RTB House, yapay zekâ ile gelişen dijital reklam harcamalarının Türkiye’deki programatik yatırımlarını pozitif yönde etkilediğini duyurdu.
IAB Türkiye’nin verilerine göre, 2015 yılında 78,5 milyon lira olarak ölçülen programatik harcamaları, bir önceki yıla göre yaklaşık 11 kat artış göstererek 993,8 milyon liraya ulaştı. IAB Türkiye’nin ölçümde yaptığı değişiklikler ve önceki yıl bazın düşük alınması nedeniyle bu kadar fark oluştuğuna dikkat çeken RTB House Türkiye Ülke Müdürü Okay Tuğ, “Türkiye’deki dijital pazarlama uzmanları programatik süreçlerin getirdiği faydaları göz önünde bulundurarak kararlar almaya başladılar. Bu da harcamaların bu yönde artmasına sebep oldu” dedi.

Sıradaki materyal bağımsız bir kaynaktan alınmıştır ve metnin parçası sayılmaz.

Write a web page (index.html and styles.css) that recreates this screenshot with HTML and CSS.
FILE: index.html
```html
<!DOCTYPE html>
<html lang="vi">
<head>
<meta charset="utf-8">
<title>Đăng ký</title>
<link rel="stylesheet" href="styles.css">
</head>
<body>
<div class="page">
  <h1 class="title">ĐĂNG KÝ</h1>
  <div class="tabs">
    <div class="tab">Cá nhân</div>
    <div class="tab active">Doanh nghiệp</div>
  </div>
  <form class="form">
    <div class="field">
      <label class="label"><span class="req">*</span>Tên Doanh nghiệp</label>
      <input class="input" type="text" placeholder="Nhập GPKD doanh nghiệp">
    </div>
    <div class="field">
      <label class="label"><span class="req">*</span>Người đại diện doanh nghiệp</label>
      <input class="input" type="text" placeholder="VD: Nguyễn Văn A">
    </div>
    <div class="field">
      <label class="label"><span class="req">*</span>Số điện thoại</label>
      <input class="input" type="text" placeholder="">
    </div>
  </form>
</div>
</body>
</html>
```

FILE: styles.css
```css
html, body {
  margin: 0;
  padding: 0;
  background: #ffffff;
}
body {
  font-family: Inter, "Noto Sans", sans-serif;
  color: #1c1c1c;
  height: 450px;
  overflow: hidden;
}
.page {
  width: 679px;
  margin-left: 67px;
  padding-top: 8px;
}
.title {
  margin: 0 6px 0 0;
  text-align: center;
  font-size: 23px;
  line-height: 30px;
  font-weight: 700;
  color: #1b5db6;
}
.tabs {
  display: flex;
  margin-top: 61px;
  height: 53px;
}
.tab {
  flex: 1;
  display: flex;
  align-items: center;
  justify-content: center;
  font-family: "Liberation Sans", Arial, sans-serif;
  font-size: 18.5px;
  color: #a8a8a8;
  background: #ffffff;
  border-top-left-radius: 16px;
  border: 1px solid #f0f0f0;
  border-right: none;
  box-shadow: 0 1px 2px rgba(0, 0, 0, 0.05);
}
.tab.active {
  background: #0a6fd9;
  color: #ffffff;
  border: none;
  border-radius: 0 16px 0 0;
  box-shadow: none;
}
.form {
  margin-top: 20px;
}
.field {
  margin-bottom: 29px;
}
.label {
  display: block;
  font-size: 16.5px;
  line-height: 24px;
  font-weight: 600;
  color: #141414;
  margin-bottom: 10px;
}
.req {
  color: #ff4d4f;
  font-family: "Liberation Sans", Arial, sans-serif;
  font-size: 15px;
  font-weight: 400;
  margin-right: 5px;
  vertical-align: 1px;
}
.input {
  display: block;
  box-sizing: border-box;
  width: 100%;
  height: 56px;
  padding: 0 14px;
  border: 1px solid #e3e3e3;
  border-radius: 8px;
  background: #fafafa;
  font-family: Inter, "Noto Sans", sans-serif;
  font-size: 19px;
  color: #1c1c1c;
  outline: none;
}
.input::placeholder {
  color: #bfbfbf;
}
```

Okay Tuğ’a göre, yapay zekânın dijital pazarlama dünyasına girmesiyle birlikte, tüketicilerin satın alma davranışları çok daha fazla veriye dayanarak tahmin edilmesi fırsatı ortaya çıktı. Tuğ sözlerini şu şekilde tamamladı:
“RTB House, kullanıcı davranışlarını kendi kendine öğrenebilen ve en uygun seçenekleri sunan derin öğrenme metoduyla çok daha isabetli yeniden hedefleme çözümleri sunabiliyoruz. Bu sayede kullanıcılar kendilerine daha uygun reklamı gördükleri için, reklamverenler ise uygun reklamlarla daha fazla dönüş sağladıkları için memnun oluyorlar.”

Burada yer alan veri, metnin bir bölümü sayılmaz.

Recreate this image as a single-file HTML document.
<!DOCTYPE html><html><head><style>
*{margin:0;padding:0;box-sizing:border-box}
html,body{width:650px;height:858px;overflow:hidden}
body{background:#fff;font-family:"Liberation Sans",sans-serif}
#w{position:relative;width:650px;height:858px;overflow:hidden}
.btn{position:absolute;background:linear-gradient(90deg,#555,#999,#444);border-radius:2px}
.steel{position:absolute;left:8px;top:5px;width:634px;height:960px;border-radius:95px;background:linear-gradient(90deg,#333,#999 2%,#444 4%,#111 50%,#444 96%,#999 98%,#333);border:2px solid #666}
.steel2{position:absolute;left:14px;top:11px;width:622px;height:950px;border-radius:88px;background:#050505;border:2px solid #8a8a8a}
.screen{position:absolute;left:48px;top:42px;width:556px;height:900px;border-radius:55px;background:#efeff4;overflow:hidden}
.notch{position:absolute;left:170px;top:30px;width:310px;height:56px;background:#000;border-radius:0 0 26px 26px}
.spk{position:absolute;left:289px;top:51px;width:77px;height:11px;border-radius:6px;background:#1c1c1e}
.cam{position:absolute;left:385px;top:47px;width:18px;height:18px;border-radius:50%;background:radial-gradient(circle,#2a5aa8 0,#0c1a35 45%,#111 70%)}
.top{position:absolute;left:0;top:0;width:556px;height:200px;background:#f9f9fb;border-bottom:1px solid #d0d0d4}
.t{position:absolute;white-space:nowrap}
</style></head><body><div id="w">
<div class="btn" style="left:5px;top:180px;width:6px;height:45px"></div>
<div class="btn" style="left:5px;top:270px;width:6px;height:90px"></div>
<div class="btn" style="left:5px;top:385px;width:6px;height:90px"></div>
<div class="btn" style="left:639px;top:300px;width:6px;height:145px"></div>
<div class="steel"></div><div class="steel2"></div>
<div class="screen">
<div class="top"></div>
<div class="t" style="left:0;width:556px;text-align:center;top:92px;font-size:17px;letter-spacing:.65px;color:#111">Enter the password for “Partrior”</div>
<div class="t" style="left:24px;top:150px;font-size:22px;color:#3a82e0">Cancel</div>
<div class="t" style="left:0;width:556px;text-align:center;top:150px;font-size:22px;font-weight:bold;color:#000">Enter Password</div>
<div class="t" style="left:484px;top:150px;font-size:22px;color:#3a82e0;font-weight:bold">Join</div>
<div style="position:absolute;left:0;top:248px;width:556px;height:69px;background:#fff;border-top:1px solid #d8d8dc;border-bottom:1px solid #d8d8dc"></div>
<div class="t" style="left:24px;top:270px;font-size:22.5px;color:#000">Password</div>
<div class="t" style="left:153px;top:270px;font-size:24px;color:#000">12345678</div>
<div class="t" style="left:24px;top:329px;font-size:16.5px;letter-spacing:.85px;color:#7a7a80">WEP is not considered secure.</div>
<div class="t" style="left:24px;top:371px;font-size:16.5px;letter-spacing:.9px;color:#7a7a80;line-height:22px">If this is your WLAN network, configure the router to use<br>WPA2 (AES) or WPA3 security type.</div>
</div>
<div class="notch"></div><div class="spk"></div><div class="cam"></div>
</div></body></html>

Kullanıcılar, reklamverenlerin web sitelerinde gezinirken yüzlerce küçük adım atıyorlar. RTB House tarafından geliştirilen inovatif model, kullanıcı adımlarını algılamak için derin öğrenme yönetimini kullanarak, karar verme aşamasındaki alışkanlıkları tespit ediyor. Bağlantısal veri havuzuyla birlikte RTB House’un yeni metodu, işletmelerin dönüşüm oranını tahmin etmelerine yardımcı olarak, en kısa sürede yatırım geri dönüşünün (ROI) maksimize edilmesini sağlıyor.

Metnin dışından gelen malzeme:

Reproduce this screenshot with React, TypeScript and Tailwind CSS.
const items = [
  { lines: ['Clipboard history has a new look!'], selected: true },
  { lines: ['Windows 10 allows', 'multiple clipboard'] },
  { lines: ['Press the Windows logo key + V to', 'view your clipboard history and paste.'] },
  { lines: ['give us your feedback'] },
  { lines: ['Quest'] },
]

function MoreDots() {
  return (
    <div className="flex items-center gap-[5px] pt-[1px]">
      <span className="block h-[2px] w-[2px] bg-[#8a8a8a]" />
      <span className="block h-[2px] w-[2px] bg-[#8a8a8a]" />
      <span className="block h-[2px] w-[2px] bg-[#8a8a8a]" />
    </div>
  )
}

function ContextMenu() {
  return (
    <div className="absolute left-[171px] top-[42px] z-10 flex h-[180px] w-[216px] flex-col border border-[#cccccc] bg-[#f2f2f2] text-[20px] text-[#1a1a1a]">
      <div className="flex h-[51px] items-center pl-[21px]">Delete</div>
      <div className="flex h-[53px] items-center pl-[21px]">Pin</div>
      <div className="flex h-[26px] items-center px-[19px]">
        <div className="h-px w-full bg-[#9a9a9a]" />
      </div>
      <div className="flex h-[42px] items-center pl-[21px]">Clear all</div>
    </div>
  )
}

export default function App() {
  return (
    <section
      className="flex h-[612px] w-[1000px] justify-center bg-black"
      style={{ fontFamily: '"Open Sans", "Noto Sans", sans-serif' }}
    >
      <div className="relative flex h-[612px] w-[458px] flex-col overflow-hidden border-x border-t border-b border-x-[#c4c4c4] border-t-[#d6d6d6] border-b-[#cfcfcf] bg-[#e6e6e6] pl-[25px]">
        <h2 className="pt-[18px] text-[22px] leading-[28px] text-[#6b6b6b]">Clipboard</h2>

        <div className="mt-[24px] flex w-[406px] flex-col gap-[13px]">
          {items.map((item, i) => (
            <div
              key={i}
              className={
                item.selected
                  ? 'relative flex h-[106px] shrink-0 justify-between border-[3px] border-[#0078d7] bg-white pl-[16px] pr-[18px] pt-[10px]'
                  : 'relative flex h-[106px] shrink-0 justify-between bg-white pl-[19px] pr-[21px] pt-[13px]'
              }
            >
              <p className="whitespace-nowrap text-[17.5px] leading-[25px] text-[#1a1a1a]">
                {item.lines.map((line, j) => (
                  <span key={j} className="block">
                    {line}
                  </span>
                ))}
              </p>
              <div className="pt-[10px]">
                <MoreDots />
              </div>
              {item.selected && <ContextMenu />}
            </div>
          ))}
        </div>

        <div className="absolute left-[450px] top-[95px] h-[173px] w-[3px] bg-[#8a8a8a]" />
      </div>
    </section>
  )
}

Yapay zeka yatırımları artıyor
MarketandMarkets raporuna göre, yapay zekâ pazarı 2015-2020 yıllarında yıllık yüzde 53,65’lik büyüme ile 2020 yılına kadar 5,05 milyar dolara ulaşacak. Bu ciddi büyümenin en önemli sebeplerinden biri ise yapay zekâ temelli reklamcılık ve medya endüstrisinde kendiliğinden öğrenen makinelerden oluşan zekânın alt kategorisi “makine öğrenim teknolojisi” olarak görülüyor. Tüketici davranışlarını belirleyerek satın alma alışkanlıklarını ölçmek için medya ve reklamcılık sektörünün yapay zekâ pazarının büyümesindeki en önemli pazar olması bekleniyor.
Beynimizdeki biyolojik nöronlardan ilham alan bir matematik modelini kullanan teknoloji, herhangi bir insan uzmanlığına ihtiyaç duymaksızın tüketicilerin satın alma potansiyelini gösteren daha gerçekçi, daha zengin ve makine ile yorumlanabilir kullanıcı tanımlamalarını mümkün hale getiriyor. Dönüşüm oranı algoritmaları yalnızca tıklama verilerini toplamak ve yorumlamakla kalmıyor, kullanıcıların gezindiği teklifler, ilgilendiği kategoriler, sepete attığı ürünler ya da arama taktikleri de ele alarak her bir bireyin potansiyel satın alma sürecinin daha net bir resmini ortaya çıkarıyor.